Aaron Favila/Associated Press
  
  The powerful typhoon that swept across the Philippines on Friday cut a path of destruction through several central islands, leaving the seaside city of Tacloban in ruins and leading to early, unconfirmed estimates of at least 1,200 dead.
Although the government said it could confirm only about 140 deaths so far, the Red Cross in Manila said its people on the ground were reporting an estimated 1,000 deaths on Leyte Island, where Tacloban is, and about 200 from the neighboring island of Samar.
“The local Red Cross chapter has seen many bodies,” Gwendolyn Pang, the secretary general of the Philippine Red Cross, said in a text message. “An actual body count has to be done to determine the exact number.”
By some accounts, Typhoon Haiyan, called Yolanda in the Philippines, was one of the strongest storms on record when it hit land, with some meteorologists reporting sustained winds in excess of 190 miles per hour.
Photos and television footage showed fierce winds ripping tin roofs off homes and sending ocean water crashing into buildings, some of which crumpled.
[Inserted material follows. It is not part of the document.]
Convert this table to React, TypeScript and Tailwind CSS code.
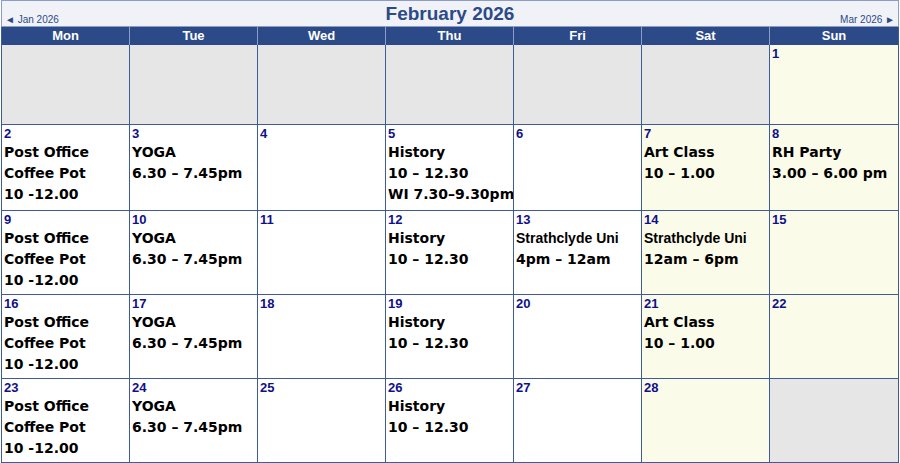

Footage from Tacloban shows water rushing through the streets of the city, which has an estimated population of 220,000.
Reuters quoted a spokesman for the national disaster agency as saying almost all the houses there were either badly damaged or destroyed, and reported that the manager of the airport, on a strip of land that juts into the ocean, had estimated that water there rose up to 13 feet.
The Associated Press quoted a bicycle taxi driver who lives near the airport as saying that he and his family took refuge in a parked jeep, which was swept away in the roiling waters. The man, Sandy Torotoro, said that as the vehicle floated by, many people screamed for help as they were swept away, waving their hands above the water.
“But what can we do?” he said. “We also needed to be helped.”
Officials have reported seeing bodies strewn along the roadside and survivors desperately searching for food and water.
The Social Welfare and Development Department reported that the storm affected 4.28 million people in about 270 towns and cities spread across 36 provinces in the central Philippines.
President Benigno S. Aquino III said at a news briefing on Saturday evening in Manila that he would visit the hardest-hit areas on Sunday, and that he expected there to be “substantially more” deaths than the 140 the government has confirmed so far. “We are not prepared to say how much more at this point in time, because that is also being collated,” he said.
Mr. Aquino added that the restoration of communications was a priority so that rescue efforts can be coordinated. The government has been flying in military cargo planes carrying food, clothing and shelters, but roads blocked by debris have made distribution difficult.
A United Nations disaster assessment team visited the area on Saturday.
“The last time I saw something of this scale was in the aftermath of the Indian Ocean tsunami,” Sebastian Rhodes Stampa, the head of the team, said in a statement, referring to the 2004 tsunami that devastated parts of Indonesia and other countries. “This is destruction on a massive scale. There are cars thrown like tumbleweed, and the streets are strewn with debris.”
“The roads between the airport and the town are completely blocked,” he said, “and relief operations will be extremely difficult.”